[Start of DATASET EXCERPT]

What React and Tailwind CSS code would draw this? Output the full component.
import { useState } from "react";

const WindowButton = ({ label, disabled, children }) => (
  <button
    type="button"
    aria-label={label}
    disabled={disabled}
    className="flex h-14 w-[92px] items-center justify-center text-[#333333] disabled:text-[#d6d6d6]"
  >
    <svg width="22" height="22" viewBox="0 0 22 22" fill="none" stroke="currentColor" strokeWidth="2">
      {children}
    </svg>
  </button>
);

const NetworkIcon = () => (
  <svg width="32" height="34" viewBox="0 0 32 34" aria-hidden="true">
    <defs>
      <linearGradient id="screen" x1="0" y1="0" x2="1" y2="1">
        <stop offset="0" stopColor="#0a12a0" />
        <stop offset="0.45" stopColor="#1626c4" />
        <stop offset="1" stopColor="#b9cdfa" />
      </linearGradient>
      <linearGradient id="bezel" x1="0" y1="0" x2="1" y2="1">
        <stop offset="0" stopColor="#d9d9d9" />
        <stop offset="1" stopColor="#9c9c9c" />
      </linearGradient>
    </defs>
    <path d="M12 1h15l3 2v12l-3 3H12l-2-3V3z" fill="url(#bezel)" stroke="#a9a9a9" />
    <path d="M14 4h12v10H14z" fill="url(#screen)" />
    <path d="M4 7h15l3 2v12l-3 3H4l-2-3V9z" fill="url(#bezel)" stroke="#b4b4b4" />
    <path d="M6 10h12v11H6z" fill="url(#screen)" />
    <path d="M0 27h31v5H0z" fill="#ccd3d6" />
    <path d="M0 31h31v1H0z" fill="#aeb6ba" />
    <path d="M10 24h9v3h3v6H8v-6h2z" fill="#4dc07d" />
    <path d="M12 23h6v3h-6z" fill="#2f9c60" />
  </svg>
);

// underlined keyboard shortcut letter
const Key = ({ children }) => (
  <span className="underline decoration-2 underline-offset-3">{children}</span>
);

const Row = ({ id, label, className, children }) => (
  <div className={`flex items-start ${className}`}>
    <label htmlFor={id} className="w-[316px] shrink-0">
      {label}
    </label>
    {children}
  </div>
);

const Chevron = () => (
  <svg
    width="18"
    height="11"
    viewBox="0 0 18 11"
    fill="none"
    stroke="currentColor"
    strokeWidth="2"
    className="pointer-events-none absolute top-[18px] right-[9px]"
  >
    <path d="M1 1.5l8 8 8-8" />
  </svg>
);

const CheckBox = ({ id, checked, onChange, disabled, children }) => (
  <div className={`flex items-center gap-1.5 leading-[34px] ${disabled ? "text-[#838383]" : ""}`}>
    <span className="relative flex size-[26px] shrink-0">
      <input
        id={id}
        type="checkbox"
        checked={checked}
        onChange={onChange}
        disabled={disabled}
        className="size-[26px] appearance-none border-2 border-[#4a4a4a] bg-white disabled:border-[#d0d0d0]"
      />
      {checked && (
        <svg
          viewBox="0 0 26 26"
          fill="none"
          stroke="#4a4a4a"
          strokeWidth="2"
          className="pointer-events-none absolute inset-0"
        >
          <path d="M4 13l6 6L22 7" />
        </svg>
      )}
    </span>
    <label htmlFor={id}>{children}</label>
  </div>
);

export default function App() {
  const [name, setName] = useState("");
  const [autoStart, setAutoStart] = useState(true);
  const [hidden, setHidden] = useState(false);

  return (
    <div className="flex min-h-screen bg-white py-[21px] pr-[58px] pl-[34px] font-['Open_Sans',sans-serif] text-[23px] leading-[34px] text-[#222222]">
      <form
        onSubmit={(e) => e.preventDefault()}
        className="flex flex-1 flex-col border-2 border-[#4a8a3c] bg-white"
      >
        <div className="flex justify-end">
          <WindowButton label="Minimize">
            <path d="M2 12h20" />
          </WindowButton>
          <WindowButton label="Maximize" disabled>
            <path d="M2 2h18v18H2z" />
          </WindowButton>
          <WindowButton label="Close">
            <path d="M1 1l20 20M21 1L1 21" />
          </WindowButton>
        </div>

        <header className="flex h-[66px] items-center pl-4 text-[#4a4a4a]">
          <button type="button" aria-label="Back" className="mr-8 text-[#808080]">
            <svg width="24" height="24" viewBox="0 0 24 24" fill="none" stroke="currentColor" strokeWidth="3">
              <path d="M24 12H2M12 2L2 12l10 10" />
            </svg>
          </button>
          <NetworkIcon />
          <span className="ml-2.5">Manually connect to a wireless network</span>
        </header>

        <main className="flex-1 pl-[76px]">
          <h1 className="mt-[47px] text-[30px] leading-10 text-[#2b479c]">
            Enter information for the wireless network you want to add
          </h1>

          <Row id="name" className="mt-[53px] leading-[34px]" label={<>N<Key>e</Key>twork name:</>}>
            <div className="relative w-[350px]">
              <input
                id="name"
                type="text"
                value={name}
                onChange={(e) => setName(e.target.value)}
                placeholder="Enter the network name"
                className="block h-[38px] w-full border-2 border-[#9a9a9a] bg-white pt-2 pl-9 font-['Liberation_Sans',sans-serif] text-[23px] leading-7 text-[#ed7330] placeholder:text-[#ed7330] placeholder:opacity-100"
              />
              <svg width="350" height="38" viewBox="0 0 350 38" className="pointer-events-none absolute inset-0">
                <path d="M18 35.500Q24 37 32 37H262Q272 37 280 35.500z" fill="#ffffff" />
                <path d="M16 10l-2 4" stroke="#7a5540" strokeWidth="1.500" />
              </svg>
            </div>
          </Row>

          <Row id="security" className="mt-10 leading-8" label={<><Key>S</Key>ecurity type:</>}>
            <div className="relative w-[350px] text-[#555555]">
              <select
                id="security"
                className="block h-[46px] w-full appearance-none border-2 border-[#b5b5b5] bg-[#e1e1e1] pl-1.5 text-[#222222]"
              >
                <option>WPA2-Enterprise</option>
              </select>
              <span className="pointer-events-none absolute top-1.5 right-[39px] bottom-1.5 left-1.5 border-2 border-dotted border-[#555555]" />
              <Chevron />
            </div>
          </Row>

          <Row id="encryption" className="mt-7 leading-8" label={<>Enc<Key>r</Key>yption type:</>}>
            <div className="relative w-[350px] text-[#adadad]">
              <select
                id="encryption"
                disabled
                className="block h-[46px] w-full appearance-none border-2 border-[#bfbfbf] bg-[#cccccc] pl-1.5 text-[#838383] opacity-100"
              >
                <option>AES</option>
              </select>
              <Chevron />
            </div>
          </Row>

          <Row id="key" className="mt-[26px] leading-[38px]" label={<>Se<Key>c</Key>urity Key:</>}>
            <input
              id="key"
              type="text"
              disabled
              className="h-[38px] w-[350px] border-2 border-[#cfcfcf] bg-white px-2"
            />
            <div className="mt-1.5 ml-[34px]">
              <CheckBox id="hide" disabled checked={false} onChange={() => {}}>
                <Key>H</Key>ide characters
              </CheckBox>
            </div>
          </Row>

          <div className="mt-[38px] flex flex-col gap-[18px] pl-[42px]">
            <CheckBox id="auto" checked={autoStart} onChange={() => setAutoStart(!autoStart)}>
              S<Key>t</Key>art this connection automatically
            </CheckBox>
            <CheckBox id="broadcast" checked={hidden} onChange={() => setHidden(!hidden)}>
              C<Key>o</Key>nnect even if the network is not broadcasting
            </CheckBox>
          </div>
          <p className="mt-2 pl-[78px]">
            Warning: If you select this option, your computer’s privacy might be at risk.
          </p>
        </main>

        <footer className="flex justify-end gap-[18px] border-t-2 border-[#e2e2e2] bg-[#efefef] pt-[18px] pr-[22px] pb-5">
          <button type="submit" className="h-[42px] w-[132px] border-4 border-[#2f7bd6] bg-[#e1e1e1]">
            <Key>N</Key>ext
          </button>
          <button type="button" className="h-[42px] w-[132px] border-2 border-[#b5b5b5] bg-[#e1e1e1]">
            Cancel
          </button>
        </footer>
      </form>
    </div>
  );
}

[End of DATASET EXCERPT]

= EXERCISE DETAILS =
Return all of the data word for word.

= SOLUTION TO THE PROBLEM =
What React and Tailwind CSS code would draw this? Output the full component.
import { useState } from "react";

const WindowButton = ({ label, disabled, children }) => (
  <button
    type="button"
    aria-label={label}
    disabled={disabled}
    className="flex h-14 w-[92px] items-center justify-center text-[#333333] disabled:text-[#d6d6d6]"
  >
    <svg width="22" height="22" viewBox="0 0 22 22" fill="none" stroke="currentColor" strokeWidth="2">
      {children}
    </svg>
  </button>
);

const NetworkIcon = () => (
  <svg width="32" height="34" viewBox="0 0 32 34" aria-hidden="true">
    <defs>
      <linearGradient id="screen" x1="0" y1="0" x2="1" y2="1">
        <stop offset="0" stopColor="#0a12a0" />
        <stop offset="0.45" stopColor="#1626c4" />
        <stop offset="1" stopColor="#b9cdfa" />
      </linearGradient>
      <linearGradient id="bezel" x1="0" y1="0" x2="1" y2="1">
        <stop offset="0" stopColor="#d9d9d9" />
        <stop offset="1" stopColor="#9c9c9c" />
      </linearGradient>
    </defs>
    <path d="M12 1h15l3 2v12l-3 3H12l-2-3V3z" fill="url(#bezel)" stroke="#a9a9a9" />
    <path d="M14 4h12v10H14z" fill="url(#screen)" />
    <path d="M4 7h15l3 2v12l-3 3H4l-2-3V9z" fill="url(#bezel)" stroke="#b4b4b4" />
    <path d="M6 10h12v11H6z" fill="url(#screen)" />
    <path d="M0 27h31v5H0z" fill="#ccd3d6" />
    <path d="M0 31h31v1H0z" fill="#aeb6ba" />
    <path d="M10 24h9v3h3v6H8v-6h2z" fill="#4dc07d" />
    <path d="M12 23h6v3h-6z" fill="#2f9c60" />
  </svg>
);

// underlined keyboard shortcut letter
const Key = ({ children }) => (
  <span className="underline decoration-2 underline-offset-3">{children}</span>
);

const Row = ({ id, label, className, children }) => (
  <div className={`flex items-start ${className}`}>
    <label htmlFor={id} className="w-[316px] shrink-0">
      {label}
    </label>
    {children}
  </div>
);

const Chevron = () => (
  <svg
    width="18"
    height="11"
    viewBox="0 0 18 11"
    fill="none"
    stroke="currentColor"
    strokeWidth="2"
    className="pointer-events-none absolute top-[18px] right-[9px]"
  >
    <path d="M1 1.5l8 8 8-8" />
  </svg>
);

const CheckBox = ({ id, checked, onChange, disabled, children }) => (
  <div className={`flex items-center gap-1.5 leading-[34px] ${disabled ? "text-[#838383]" : ""}`}>
    <span className="relative flex size-[26px] shrink-0">
      <input
        id={id}
        type="checkbox"
        checked={checked}
        onChange={onChange}
        disabled={disabled}
        className="size-[26px] appearance-none border-2 border-[#4a4a4a] bg-white disabled:border-[#d0d0d0]"
      />
      {checked && (
        <svg
          viewBox="0 0 26 26"
          fill="none"
          stroke="#4a4a4a"
          strokeWidth="2"
          className="pointer-events-none absolute inset-0"
        >
          <path d="M4 13l6 6L22 7" />
        </svg>
      )}
    </span>
    <label htmlFor={id}>{children}</label>
  </div>
);

export default function App() {
  const [name, setName] = useState("");
  const [autoStart, setAutoStart] = useState(true);
  const [hidden, setHidden] = useState(false);

  return (
    <div className="flex min-h-screen bg-white py-[21px] pr-[58px] pl-[34px] font-['Open_Sans',sans-serif] text-[23px] leading-[34px] text-[#222222]">
      <form
        onSubmit={(e) => e.preventDefault()}
        className="flex flex-1 flex-col border-2 border-[#4a8a3c] bg-white"
      >
        <div className="flex justify-end">
          <WindowButton label="Minimize">
            <path d="M2 12h20" />
          </WindowButton>
          <WindowButton label="Maximize" disabled>
            <path d="M2 2h18v18H2z" />
          </WindowButton>
          <WindowButton label="Close">
            <path d="M1 1l20 20M21 1L1 21" />
          </WindowButton>
        </div>

        <header className="flex h-[66px] items-center pl-4 text-[#4a4a4a]">
          <button type="button" aria-label="Back" className="mr-8 text-[#808080]">
            <svg width="24" height="24" viewBox="0 0 24 24" fill="none" stroke="currentColor" strokeWidth="3">
              <path d="M24 12H2M12 2L2 12l10 10" />
            </svg>
          </button>
          <NetworkIcon />
          <span className="ml-2.5">Manually connect to a wireless network</span>
        </header>

        <main className="flex-1 pl-[76px]">
          <h1 className="mt-[47px] text-[30px] leading-10 text-[#2b479c]">
            Enter information for the wireless network you want to add
          </h1>

          <Row id="name" className="mt-[53px] leading-[34px]" label={<>N<Key>e</Key>twork name:</>}>
            <div className="relative w-[350px]">
              <input
                id="name"
                type="text"
                value={name}
                onChange={(e) => setName(e.target.value)}
                placeholder="Enter the network name"
                className="block h-[38px] w-full border-2 border-[#9a9a9a] bg-white pt-2 pl-9 font-['Liberation_Sans',sans-serif] text-[23px] leading-7 text-[#ed7330] placeholder:text-[#ed7330] placeholder:opacity-100"
              />
              <svg width="350" height="38" viewBox="0 0 350 38" className="pointer-events-none absolute inset-0">
                <path d="M18 35.500Q24 37 32 37H262Q272 37 280 35.500z" fill="#ffffff" />
                <path d="M16 10l-2 4" stroke="#7a5540" strokeWidth="1.500" />
              </svg>
            </div>
          </Row>

          <Row id="security" className="mt-10 leading-8" label={<><Key>S</Key>ecurity type:</>}>
            <div className="relative w-[350px] text-[#555555]">
              <select
                id="security"
                className="block h-[46px] w-full appearance-none border-2 border-[#b5b5b5] bg-[#e1e1e1] pl-1.5 text-[#222222]"
              >
                <option>WPA2-Enterprise</option>
              </select>
              <span className="pointer-events-none absolute top-1.5 right-[39px] bottom-1.5 left-1.5 border-2 border-dotted border-[#555555]" />
              <Chevron />
            </div>
          </Row>

          <Row id="encryption" className="mt-7 leading-8" label={<>Enc<Key>r</Key>yption type:</>}>
            <div className="relative w-[350px] text-[#adadad]">
              <select
                id="encryption"
                disabled
                className="block h-[46px] w-full appearance-none border-2 border-[#bfbfbf] bg-[#cccccc] pl-1.5 text-[#838383] opacity-100"
              >
                <option>AES</option>
              </select>
              <Chevron />
            </div>
          </Row>

          <Row id="key" className="mt-[26px] leading-[38px]" label={<>Se<Key>c</Key>urity Key:</>}>
            <input
              id="key"
              type="text"
              disabled
              className="h-[38px] w-[350px] border-2 border-[#cfcfcf] bg-white px-2"
            />
            <div className="mt-1.5 ml-[34px]">
              <CheckBox id="hide" disabled checked={false} onChange={() => {}}>
                <Key>H</Key>ide characters
              </CheckBox>
            </div>
          </Row>

          <div className="mt-[38px] flex flex-col gap-[18px] pl-[42px]">
            <CheckBox id="auto" checked={autoStart} onChange={() => setAutoStart(!autoStart)}>
              S<Key>t</Key>art this connection automatically
            </CheckBox>
            <CheckBox id="broadcast" checked={hidden} onChange={() => setHidden(!hidden)}>
              C<Key>o</Key>nnect even if the network is not broadcasting
            </CheckBox>
          </div>
          <p className="mt-2 pl-[78px]">
            Warning: If you select this option, your computer’s privacy might be at risk.
          </p>
        </main>

        <footer className="flex justify-end gap-[18px] border-t-2 border-[#e2e2e2] bg-[#efefef] pt-[18px] pr-[22px] pb-5">
          <button type="submit" className="h-[42px] w-[132px] border-4 border-[#2f7bd6] bg-[#e1e1e1]">
            <Key>N</Key>ext
          </button>
          <button type="button" className="h-[42px] w-[132px] border-2 border-[#b5b5b5] bg-[#e1e1e1]">
            Cancel
          </button>
        </footer>
      </form>
    </div>
  );
}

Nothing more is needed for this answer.